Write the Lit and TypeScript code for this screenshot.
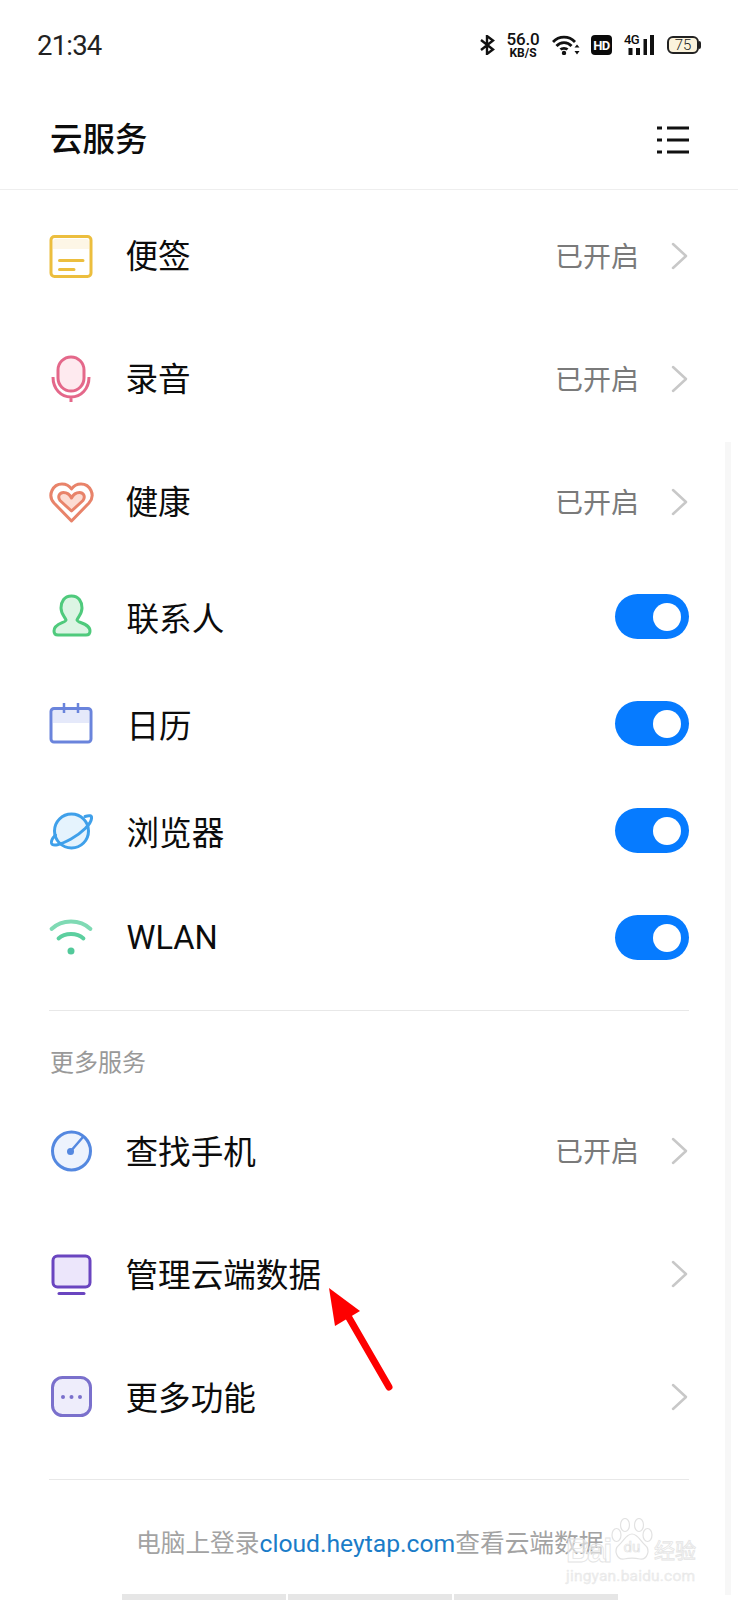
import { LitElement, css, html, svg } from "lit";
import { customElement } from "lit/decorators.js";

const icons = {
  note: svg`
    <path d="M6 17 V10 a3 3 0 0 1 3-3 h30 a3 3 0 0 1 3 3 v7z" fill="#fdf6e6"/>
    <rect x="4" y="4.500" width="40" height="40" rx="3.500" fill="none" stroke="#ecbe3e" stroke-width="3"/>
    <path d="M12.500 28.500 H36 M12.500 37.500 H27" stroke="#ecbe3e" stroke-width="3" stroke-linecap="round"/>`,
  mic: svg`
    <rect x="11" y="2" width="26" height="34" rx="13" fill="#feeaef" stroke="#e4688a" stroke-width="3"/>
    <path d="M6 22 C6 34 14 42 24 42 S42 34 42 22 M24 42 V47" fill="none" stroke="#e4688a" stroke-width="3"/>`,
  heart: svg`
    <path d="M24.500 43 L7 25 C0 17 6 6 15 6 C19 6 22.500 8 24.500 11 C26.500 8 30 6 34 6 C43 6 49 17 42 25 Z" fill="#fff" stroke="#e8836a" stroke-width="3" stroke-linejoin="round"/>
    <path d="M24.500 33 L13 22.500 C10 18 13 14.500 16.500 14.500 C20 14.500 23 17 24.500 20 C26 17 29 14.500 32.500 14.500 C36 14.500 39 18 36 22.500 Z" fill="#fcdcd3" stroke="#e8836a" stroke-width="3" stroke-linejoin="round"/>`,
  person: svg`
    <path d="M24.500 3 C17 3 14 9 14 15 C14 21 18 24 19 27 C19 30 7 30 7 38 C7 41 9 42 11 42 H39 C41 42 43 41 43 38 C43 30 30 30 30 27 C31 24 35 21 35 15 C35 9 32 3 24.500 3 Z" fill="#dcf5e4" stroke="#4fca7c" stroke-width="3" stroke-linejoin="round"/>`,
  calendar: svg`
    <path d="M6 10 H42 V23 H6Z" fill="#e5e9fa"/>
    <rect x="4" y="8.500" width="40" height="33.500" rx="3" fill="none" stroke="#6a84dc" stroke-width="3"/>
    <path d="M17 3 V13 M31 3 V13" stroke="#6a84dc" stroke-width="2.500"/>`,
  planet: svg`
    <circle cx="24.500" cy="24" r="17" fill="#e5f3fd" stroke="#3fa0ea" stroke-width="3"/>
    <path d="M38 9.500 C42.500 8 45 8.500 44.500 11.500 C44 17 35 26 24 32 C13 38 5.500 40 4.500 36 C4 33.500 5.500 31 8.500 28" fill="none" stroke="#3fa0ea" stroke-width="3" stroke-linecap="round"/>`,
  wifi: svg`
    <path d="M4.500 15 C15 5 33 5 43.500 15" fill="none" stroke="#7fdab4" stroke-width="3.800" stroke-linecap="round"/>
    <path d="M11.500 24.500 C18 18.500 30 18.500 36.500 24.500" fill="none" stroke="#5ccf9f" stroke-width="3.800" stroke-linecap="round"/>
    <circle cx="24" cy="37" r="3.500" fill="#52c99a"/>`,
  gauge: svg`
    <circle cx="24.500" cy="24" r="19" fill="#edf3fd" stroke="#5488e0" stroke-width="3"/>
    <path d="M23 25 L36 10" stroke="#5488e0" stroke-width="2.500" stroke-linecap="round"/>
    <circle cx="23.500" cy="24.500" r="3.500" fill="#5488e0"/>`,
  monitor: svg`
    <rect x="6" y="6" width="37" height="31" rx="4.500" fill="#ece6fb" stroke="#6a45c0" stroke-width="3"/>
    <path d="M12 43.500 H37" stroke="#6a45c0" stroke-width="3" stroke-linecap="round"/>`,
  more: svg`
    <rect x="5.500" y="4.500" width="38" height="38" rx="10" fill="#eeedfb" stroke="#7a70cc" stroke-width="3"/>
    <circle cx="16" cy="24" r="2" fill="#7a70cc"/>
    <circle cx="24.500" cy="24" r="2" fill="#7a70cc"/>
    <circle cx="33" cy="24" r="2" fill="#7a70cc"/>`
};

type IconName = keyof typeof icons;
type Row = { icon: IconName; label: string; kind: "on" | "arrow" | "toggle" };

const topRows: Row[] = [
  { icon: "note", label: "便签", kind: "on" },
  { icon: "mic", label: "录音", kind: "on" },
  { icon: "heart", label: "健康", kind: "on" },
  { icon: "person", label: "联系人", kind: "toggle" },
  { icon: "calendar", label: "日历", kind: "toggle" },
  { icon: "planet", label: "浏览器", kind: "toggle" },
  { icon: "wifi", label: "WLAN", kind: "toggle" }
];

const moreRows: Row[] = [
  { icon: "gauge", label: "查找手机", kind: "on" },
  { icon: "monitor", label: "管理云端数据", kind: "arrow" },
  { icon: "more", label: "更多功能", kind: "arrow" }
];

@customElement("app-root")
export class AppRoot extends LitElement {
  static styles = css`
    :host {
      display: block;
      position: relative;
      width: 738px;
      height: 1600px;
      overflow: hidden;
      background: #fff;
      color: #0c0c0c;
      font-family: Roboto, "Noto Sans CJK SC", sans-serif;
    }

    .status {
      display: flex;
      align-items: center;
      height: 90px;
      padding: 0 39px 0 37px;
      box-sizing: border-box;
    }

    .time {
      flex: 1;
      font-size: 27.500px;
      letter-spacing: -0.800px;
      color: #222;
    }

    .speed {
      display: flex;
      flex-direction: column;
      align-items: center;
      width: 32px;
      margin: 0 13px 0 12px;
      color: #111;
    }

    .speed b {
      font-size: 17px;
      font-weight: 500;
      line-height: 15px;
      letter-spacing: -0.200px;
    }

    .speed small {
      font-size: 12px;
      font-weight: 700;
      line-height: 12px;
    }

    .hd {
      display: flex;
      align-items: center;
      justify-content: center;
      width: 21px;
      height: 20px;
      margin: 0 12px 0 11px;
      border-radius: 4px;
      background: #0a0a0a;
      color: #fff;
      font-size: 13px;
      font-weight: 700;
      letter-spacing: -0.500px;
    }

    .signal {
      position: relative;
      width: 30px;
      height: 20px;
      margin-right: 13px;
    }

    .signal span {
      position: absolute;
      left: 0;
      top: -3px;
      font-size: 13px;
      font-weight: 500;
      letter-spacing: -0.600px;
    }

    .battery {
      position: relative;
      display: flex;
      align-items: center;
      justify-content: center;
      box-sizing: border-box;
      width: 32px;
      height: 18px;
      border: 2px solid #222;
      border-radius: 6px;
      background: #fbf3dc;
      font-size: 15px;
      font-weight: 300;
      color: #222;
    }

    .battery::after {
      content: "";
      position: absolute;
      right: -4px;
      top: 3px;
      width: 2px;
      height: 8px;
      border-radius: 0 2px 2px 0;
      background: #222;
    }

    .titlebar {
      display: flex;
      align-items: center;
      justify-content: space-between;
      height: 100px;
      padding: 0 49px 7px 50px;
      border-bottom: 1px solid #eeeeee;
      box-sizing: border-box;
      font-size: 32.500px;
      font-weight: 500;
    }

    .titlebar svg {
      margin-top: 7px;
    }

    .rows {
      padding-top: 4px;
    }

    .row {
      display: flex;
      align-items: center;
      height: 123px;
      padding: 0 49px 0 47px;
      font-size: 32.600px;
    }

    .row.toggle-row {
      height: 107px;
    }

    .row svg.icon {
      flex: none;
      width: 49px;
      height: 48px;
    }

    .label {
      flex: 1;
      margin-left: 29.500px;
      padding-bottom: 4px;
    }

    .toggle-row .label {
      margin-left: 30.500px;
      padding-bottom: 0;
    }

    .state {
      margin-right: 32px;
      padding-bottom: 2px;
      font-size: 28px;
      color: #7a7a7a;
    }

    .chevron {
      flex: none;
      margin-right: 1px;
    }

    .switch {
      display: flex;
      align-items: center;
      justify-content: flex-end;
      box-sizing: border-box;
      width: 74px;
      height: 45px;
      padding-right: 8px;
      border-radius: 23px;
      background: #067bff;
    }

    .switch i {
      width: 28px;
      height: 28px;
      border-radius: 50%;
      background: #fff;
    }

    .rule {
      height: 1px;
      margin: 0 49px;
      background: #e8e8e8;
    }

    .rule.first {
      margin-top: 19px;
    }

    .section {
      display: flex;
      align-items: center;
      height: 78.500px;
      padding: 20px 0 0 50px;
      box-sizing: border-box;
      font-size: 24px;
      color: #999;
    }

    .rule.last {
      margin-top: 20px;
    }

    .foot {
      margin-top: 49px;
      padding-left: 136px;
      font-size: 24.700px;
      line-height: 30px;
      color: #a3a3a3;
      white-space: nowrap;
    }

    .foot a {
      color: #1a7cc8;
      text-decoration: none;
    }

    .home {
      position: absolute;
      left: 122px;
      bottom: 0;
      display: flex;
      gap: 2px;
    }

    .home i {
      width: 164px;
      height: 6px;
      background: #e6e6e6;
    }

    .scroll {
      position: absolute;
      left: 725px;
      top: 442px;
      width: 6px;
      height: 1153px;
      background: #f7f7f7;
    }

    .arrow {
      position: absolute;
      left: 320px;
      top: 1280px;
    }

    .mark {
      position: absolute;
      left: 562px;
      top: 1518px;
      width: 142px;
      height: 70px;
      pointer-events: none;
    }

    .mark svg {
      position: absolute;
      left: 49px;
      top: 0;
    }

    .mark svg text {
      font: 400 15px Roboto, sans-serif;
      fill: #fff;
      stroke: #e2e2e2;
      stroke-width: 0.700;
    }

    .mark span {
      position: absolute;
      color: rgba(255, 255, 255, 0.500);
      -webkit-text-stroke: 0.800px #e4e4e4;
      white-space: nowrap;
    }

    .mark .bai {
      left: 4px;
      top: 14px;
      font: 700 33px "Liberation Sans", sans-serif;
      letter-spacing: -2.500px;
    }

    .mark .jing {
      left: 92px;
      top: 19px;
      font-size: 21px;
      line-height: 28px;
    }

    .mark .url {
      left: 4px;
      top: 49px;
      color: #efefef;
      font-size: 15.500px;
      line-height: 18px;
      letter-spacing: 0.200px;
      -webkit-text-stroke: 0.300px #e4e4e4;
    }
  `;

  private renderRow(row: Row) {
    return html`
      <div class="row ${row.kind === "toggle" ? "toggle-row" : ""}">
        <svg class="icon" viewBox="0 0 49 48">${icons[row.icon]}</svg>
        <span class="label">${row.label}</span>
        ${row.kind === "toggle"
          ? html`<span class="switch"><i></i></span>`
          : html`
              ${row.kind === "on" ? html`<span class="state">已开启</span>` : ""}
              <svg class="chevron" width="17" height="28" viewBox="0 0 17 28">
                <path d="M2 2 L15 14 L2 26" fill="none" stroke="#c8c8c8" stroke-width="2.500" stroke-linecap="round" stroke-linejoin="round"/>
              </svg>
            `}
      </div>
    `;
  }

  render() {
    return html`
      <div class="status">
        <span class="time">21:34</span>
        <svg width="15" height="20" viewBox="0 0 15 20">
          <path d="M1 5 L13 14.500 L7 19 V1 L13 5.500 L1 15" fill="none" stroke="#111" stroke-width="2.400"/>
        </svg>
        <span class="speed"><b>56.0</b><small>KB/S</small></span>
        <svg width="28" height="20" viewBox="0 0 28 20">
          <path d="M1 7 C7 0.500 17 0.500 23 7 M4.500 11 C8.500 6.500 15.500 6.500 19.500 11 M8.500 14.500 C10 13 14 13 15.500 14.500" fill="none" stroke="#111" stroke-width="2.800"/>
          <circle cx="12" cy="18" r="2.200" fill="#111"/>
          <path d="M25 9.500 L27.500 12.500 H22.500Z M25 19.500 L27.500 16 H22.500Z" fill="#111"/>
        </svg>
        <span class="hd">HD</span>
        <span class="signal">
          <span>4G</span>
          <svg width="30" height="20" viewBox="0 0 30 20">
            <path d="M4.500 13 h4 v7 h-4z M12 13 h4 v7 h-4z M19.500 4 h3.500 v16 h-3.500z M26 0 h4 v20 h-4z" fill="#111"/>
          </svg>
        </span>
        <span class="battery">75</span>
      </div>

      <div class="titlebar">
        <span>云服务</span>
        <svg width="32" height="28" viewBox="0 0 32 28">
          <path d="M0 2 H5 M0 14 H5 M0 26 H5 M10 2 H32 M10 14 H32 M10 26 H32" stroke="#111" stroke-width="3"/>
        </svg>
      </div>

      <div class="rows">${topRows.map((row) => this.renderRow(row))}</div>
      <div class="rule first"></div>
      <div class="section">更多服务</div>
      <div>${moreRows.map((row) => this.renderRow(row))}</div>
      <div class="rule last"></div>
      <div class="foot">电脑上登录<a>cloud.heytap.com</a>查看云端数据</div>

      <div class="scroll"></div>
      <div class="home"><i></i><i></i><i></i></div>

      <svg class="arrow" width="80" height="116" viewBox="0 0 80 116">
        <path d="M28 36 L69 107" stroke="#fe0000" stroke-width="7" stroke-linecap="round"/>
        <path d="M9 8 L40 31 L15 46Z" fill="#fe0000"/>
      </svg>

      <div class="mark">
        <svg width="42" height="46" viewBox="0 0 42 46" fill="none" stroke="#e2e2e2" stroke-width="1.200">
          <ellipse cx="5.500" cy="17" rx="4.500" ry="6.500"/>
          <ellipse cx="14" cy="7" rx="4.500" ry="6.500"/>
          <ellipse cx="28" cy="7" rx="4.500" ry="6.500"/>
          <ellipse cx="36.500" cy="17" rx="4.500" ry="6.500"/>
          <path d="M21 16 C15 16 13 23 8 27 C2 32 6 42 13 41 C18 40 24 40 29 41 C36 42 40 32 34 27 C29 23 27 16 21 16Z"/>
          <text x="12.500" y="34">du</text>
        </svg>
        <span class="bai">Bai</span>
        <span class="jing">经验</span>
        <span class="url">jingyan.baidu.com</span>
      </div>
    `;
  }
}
————
» WHAT YOU NEED TO DO: Search the material above for "this". Pull out each line where it shows up.

» EXERCISE RESULT:
Write the Lit and TypeScript code for this screenshot.
      <div class="rows">${topRows.map((row) => this.renderRow(row))}</div>
      <div>${moreRows.map((row) => this.renderRow(row))}</div>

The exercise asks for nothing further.